#### SUPPLIED DATA ####

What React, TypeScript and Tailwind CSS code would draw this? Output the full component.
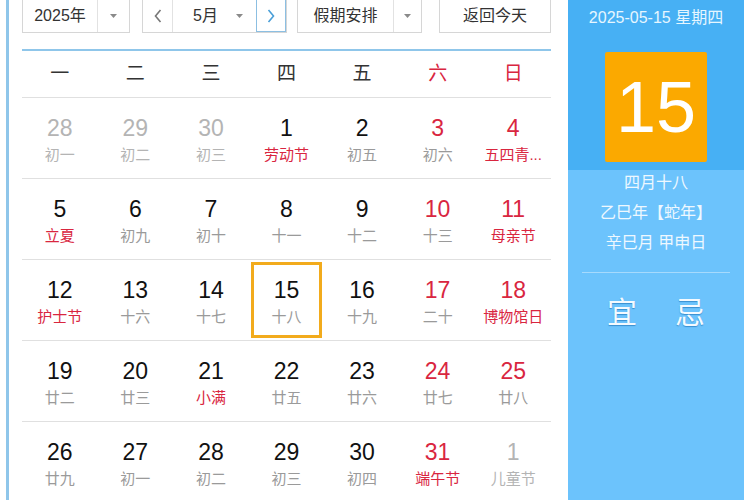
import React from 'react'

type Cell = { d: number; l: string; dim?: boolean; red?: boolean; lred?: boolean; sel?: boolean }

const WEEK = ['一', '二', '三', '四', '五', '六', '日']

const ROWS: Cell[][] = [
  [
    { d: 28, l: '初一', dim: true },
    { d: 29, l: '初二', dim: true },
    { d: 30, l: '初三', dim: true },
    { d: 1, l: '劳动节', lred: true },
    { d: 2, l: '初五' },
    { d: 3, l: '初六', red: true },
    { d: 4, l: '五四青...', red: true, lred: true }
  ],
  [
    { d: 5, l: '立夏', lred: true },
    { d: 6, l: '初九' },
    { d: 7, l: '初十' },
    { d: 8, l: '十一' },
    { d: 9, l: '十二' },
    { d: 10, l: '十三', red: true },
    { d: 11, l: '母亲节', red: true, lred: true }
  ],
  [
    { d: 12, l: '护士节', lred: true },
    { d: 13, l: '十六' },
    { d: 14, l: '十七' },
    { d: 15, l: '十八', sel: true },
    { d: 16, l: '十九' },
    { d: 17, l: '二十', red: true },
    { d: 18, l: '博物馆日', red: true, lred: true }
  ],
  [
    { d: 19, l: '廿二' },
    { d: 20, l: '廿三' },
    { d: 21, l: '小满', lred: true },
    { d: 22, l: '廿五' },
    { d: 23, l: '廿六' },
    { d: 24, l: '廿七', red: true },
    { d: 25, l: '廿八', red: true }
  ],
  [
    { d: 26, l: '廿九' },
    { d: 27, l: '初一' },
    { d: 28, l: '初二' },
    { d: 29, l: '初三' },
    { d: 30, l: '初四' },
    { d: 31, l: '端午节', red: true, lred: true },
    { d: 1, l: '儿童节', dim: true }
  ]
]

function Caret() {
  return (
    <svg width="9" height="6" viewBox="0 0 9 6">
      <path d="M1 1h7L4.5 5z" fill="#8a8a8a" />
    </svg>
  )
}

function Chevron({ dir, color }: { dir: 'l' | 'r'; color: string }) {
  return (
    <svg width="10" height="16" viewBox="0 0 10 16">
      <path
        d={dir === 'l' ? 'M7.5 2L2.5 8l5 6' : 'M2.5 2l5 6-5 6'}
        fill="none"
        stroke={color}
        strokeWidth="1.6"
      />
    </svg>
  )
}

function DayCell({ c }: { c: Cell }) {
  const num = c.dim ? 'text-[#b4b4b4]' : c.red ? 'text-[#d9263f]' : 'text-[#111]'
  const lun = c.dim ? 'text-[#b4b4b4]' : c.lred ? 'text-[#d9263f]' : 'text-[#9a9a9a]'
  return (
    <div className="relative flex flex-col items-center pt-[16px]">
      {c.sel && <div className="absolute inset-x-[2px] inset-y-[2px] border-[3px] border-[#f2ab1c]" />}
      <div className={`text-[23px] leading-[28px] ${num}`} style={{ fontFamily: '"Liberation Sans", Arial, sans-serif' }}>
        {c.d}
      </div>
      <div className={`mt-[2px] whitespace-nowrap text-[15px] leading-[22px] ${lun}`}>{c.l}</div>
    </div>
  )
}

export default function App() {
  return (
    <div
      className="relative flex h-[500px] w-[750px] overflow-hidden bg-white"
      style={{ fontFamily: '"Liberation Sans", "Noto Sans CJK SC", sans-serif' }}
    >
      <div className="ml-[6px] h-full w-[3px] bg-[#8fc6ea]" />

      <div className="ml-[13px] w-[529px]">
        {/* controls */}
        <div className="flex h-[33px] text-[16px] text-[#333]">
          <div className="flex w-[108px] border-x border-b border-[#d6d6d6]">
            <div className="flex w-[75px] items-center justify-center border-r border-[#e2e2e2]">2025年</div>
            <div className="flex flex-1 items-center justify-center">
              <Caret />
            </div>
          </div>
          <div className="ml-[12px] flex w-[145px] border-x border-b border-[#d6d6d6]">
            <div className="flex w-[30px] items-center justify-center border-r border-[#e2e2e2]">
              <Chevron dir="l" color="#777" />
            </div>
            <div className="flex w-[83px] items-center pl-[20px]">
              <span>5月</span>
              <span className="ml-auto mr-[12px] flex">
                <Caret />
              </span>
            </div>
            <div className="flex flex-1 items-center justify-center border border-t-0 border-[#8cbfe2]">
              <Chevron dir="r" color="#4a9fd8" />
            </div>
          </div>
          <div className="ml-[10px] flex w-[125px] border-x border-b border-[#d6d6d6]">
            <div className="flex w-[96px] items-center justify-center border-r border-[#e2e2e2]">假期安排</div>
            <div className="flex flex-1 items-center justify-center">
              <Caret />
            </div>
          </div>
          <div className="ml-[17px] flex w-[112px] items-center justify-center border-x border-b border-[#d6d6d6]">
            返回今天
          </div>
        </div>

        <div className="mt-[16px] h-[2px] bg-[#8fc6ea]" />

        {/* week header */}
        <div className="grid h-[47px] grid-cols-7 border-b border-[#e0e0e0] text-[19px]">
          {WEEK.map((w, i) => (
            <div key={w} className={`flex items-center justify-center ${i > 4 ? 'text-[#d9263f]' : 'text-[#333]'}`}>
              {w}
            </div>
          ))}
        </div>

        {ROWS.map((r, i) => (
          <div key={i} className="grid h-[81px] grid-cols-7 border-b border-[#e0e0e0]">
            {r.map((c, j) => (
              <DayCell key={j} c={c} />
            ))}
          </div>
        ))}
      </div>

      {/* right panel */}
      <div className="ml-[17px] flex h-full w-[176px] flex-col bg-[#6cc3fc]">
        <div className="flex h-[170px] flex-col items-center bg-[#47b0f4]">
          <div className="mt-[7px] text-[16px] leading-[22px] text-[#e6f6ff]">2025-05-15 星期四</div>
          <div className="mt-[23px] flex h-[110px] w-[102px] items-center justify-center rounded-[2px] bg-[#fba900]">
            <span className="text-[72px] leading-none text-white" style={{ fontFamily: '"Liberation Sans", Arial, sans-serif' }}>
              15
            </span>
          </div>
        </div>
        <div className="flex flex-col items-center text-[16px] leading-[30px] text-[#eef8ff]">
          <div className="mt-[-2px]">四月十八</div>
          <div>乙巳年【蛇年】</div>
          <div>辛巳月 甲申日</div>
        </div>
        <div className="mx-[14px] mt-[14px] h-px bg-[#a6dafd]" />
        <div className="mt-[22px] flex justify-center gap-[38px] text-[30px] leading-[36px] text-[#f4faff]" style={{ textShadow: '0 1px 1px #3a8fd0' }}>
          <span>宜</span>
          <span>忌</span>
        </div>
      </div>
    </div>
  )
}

####

REQUIREMENTS → Repeat, word for word and with no pictures, only the lines running from the beginning of the data to the line that contains "const WEEK = ['一', '二', '三', '四', '五', '六', '日']".

EXERCISE SOLUTION →
What React, TypeScript and Tailwind CSS code would draw this? Output the full component.
import React from 'react'

type Cell = { d: number; l: string; dim?: boolean; red?: boolean; lred?: boolean; sel?: boolean }

const WEEK = ['一', '二', '三', '四', '五', '六', '日']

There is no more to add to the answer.